'''
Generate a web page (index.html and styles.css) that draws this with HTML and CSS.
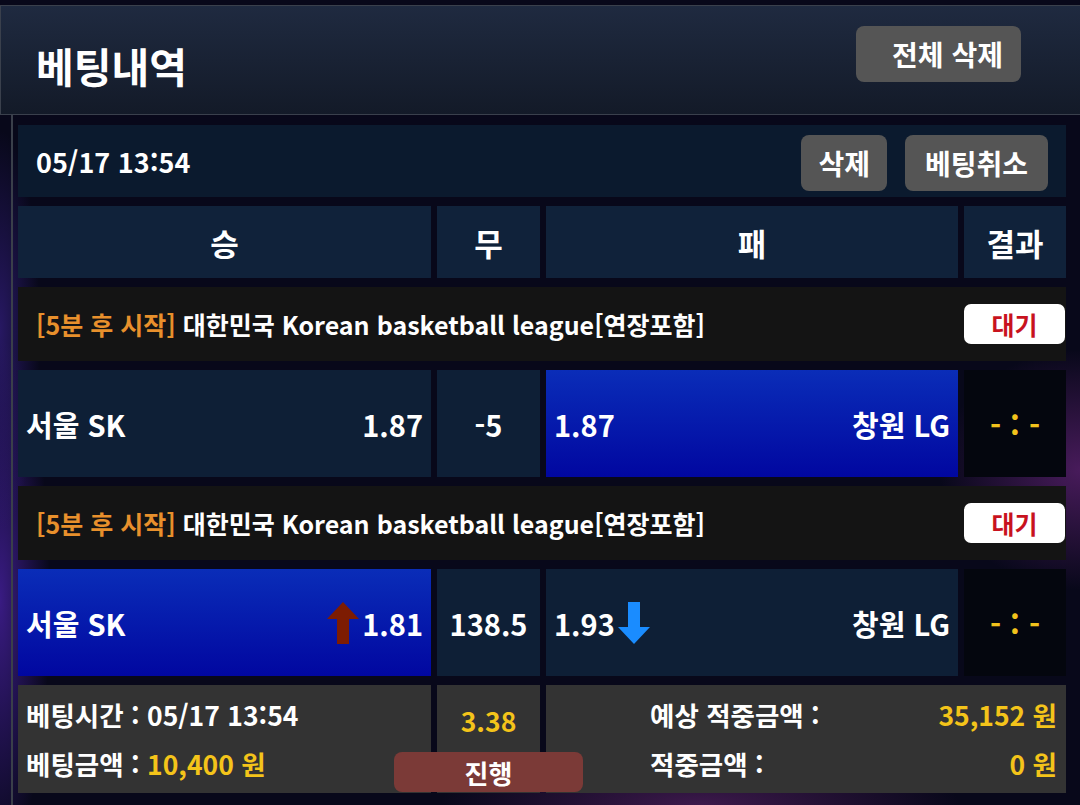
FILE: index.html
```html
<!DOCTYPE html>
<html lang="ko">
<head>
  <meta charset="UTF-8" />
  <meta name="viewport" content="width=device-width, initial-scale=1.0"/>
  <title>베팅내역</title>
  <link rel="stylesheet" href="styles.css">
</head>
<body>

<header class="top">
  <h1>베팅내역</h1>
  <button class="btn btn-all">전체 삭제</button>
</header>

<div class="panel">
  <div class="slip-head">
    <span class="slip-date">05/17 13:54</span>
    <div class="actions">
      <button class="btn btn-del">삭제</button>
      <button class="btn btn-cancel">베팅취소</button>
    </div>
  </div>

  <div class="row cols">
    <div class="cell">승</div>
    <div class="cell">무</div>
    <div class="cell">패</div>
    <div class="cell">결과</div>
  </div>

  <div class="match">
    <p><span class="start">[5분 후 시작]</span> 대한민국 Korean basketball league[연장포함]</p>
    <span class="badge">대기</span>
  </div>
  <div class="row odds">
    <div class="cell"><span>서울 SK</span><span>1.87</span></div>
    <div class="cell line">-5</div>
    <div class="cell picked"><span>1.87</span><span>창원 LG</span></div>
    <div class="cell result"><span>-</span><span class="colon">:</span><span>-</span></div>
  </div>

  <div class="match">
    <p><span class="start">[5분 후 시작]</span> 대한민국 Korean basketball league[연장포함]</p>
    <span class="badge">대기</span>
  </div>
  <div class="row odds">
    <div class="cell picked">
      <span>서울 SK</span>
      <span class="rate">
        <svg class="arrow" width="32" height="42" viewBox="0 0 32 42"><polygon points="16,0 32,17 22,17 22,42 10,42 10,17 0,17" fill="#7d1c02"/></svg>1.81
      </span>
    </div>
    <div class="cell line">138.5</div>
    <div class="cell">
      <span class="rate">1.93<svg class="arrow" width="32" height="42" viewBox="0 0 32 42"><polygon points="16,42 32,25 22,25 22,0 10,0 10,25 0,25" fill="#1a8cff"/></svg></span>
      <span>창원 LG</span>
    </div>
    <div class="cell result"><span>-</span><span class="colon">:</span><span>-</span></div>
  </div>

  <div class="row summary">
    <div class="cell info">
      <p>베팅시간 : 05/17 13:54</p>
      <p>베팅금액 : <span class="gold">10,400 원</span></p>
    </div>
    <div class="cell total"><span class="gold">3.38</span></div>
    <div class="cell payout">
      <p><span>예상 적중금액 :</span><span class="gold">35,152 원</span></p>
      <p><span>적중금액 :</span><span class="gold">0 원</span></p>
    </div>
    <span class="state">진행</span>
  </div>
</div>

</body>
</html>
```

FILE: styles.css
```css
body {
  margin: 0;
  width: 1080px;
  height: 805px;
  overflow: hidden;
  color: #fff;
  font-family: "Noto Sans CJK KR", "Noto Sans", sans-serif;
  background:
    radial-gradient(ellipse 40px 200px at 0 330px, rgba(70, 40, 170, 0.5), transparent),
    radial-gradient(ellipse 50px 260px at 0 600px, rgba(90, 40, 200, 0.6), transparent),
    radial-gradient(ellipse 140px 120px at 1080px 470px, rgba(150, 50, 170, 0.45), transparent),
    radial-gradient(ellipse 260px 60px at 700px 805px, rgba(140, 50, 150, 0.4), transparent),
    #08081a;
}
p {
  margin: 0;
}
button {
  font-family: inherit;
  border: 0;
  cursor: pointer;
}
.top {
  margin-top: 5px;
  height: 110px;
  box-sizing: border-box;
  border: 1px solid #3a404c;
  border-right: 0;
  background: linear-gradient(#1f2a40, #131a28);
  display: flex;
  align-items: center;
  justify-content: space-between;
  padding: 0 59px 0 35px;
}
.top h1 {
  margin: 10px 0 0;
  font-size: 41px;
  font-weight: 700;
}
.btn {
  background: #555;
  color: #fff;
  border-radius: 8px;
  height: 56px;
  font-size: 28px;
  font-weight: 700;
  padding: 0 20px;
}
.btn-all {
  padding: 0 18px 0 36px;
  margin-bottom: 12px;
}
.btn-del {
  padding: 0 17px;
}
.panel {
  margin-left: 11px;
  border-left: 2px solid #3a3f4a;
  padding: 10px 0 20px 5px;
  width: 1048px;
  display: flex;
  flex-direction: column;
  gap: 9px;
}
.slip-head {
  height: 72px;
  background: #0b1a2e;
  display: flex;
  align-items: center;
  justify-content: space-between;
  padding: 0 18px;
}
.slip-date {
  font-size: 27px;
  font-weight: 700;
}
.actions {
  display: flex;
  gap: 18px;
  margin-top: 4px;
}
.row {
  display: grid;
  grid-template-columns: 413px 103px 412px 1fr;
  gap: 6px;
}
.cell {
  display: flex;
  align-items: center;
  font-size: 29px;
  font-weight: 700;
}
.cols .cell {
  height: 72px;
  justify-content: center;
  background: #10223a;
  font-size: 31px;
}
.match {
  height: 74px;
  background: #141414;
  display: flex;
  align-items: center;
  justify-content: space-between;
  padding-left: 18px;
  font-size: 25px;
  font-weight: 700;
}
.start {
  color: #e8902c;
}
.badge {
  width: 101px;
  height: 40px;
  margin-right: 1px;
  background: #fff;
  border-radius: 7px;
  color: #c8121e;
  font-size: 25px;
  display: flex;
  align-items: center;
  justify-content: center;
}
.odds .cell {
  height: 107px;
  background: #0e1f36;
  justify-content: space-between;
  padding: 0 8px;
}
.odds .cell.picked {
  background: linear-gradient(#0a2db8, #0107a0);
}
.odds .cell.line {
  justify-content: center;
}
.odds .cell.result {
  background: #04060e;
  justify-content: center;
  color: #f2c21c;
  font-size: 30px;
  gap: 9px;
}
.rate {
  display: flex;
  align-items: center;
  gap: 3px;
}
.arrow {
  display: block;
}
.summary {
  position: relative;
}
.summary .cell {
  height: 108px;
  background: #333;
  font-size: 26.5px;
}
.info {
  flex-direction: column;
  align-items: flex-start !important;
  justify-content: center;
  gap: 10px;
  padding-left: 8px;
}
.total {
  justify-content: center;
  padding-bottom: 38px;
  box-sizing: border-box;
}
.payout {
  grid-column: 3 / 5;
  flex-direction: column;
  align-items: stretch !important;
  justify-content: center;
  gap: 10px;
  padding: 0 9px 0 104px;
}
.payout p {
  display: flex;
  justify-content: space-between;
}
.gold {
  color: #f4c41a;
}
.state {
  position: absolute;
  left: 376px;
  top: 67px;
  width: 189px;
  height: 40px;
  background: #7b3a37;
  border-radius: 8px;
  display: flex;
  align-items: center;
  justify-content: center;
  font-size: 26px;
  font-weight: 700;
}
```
'''
Aim of the task: Omit each picture, then return all of the listing exactly as it stands.

The reply:
Generate a web page (index.html and styles.css) that draws this with HTML and CSS.
FILE: index.html
```html
<!DOCTYPE html>
<html lang="ko">
<head>
  <meta charset="UTF-8" />
  <meta name="viewport" content="width=device-width, initial-scale=1.0"/>
  <title>베팅내역</title>
  <link rel="stylesheet" href="styles.css">
</head>
<body>

<header class="top">
  <h1>베팅내역</h1>
  <button class="btn btn-all">전체 삭제</button>
</header>

<div class="panel">
  <div class="slip-head">
    <span class="slip-date">05/17 13:54</span>
    <div class="actions">
      <button class="btn btn-del">삭제</button>
      <button class="btn btn-cancel">베팅취소</button>
    </div>
  </div>

  <div class="row cols">
    <div class="cell">승</div>
    <div class="cell">무</div>
    <div class="cell">패</div>
    <div class="cell">결과</div>
  </div>

  <div class="match">
    <p><span class="start">[5분 후 시작]</span> 대한민국 Korean basketball league[연장포함]</p>
    <span class="badge">대기</span>
  </div>
  <div class="row odds">
    <div class="cell"><span>서울 SK</span><span>1.87</span></div>
    <div class="cell line">-5</div>
    <div class="cell picked"><span>1.87</span><span>창원 LG</span></div>
    <div class="cell result"><span>-</span><span class="colon">:</span><span>-</span></div>
  </div>

  <div class="match">
    <p><span class="start">[5분 후 시작]</span> 대한민국 Korean basketball league[연장포함]</p>
    <span class="badge">대기</span>
  </div>
  <div class="row odds">
    <div class="cell picked">
      <span>서울 SK</span>
      <span class="rate">
        <svg class="arrow" width="32" height="42" viewBox="0 0 32 42"><polygon points="16,0 32,17 22,17 22,42 10,42 10,17 0,17" fill="#7d1c02"/></svg>1.81
      </span>
    </div>
    <div class="cell line">138.5</div>
    <div class="cell">
      <span class="rate">1.93<svg class="arrow" width="32" height="42" viewBox="0 0 32 42"><polygon points="16,42 32,25 22,25 22,0 10,0 10,25 0,25" fill="#1a8cff"/></svg></span>
      <span>창원 LG</span>
    </div>
    <div class="cell result"><span>-</span><span class="colon">:</span><span>-</span></div>
  </div>

  <div class="row summary">
    <div class="cell info">
      <p>베팅시간 : 05/17 13:54</p>
      <p>베팅금액 : <span class="gold">10,400 원</span></p>
    </div>
    <div class="cell total"><span class="gold">3.38</span></div>
    <div class="cell payout">
      <p><span>예상 적중금액 :</span><span class="gold">35,152 원</span></p>
      <p><span>적중금액 :</span><span class="gold">0 원</span></p>
    </div>
    <span class="state">진행</span>
  </div>
</div>

</body>
</html>
```

FILE: styles.css
```css
body {
  margin: 0;
  width: 1080px;
  height: 805px;
  overflow: hidden;
  color: #fff;
  font-family: "Noto Sans CJK KR", "Noto Sans", sans-serif;
  background:
    radial-gradient(ellipse 40px 200px at 0 330px, rgba(70, 40, 170, 0.5), transparent),
    radial-gradient(ellipse 50px 260px at 0 600px, rgba(90, 40, 200, 0.6), transparent),
    radial-gradient(ellipse 140px 120px at 1080px 470px, rgba(150, 50, 170, 0.45), transparent),
    radial-gradient(ellipse 260px 60px at 700px 805px, rgba(140, 50, 150, 0.4), transparent),
    #08081a;
}
p {
  margin: 0;
}
button {
  font-family: inherit;
  border: 0;
  cursor: pointer;
}
.top {
  margin-top: 5px;
  height: 110px;
  box-sizing: border-box;
  border: 1px solid #3a404c;
  border-right: 0;
  background: linear-gradient(#1f2a40, #131a28);
  display: flex;
  align-items: center;
  justify-content: space-between;
  padding: 0 59px 0 35px;
}
.top h1 {
  margin: 10px 0 0;
  font-size: 41px;
  font-weight: 700;
}
.btn {
  background: #555;
  color: #fff;
  border-radius: 8px;
  height: 56px;
  font-size: 28px;
  font-weight: 700;
  padding: 0 20px;
}
.btn-all {
  padding: 0 18px 0 36px;
  margin-bottom: 12px;
}
.btn-del {
  padding: 0 17px;
}
.panel {
  margin-left: 11px;
  border-left: 2px solid #3a3f4a;
  padding: 10px 0 20px 5px;
  width: 1048px;
  display: flex;
  flex-direction: column;
  gap: 9px;
}
.slip-head {
  height: 72px;
  background: #0b1a2e;
  display: flex;
  align-items: center;
  justify-content: space-between;
  padding: 0 18px;
}
.slip-date {
  font-size: 27px;
  font-weight: 700;
}
.actions {
  display: flex;
  gap: 18px;
  margin-top: 4px;
}
.row {
  display: grid;
  grid-template-columns: 413px 103px 412px 1fr;
  gap: 6px;
}
.cell {
  display: flex;
  align-items: center;
  font-size: 29px;
  font-weight: 700;
}
.cols .cell {
  height: 72px;
  justify-content: center;
  background: #10223a;
  font-size: 31px;
}
.match {
  height: 74px;
  background: #141414;
  display: flex;
  align-items: center;
  justify-content: space-between;
  padding-left: 18px;
  font-size: 25px;
  font-weight: 700;
}
.start {
  color: #e8902c;
}
.badge {
  width: 101px;
  height: 40px;
  margin-right: 1px;
  background: #fff;
  border-radius: 7px;
  color: #c8121e;
  font-size: 25px;
  display: flex;
  align-items: center;
  justify-content: center;
}
.odds .cell {
  height: 107px;
  background: #0e1f36;
  justify-content: space-between;
  padding: 0 8px;
}
.odds .cell.picked {
  background: linear-gradient(#0a2db8, #0107a0);
}
.odds .cell.line {
  justify-content: center;
}
.odds .cell.result {
  background: #04060e;
  justify-content: center;
  color: #f2c21c;
  font-size: 30px;
  gap: 9px;
}
.rate {
  display: flex;
  align-items: center;
  gap: 3px;
}
.arrow {
  display: block;
}
.summary {
  position: relative;
}
.summary .cell {
  height: 108px;
  background: #333;
  font-size: 26.5px;
}
.info {
  flex-direction: column;
  align-items: flex-start !important;
  justify-content: center;
  gap: 10px;
  padding-left: 8px;
}
.total {
  justify-content: center;
  padding-bottom: 38px;
  box-sizing: border-box;
}
.payout {
  grid-column: 3 / 5;
  flex-direction: column;
  align-items: stretch !important;
  justify-content: center;
  gap: 10px;
  padding: 0 9px 0 104px;
}
.payout p {
  display: flex;
  justify-content: space-between;
}
.gold {
  color: #f4c41a;
}
.state {
  position: absolute;
  left: 376px;
  top: 67px;
  width: 189px;
  height: 40px;
  background: #7b3a37;
  border-radius: 8px;
  display: flex;
  align-items: center;
  justify-content: center;
  font-size: 26px;
  font-weight: 700;
}
```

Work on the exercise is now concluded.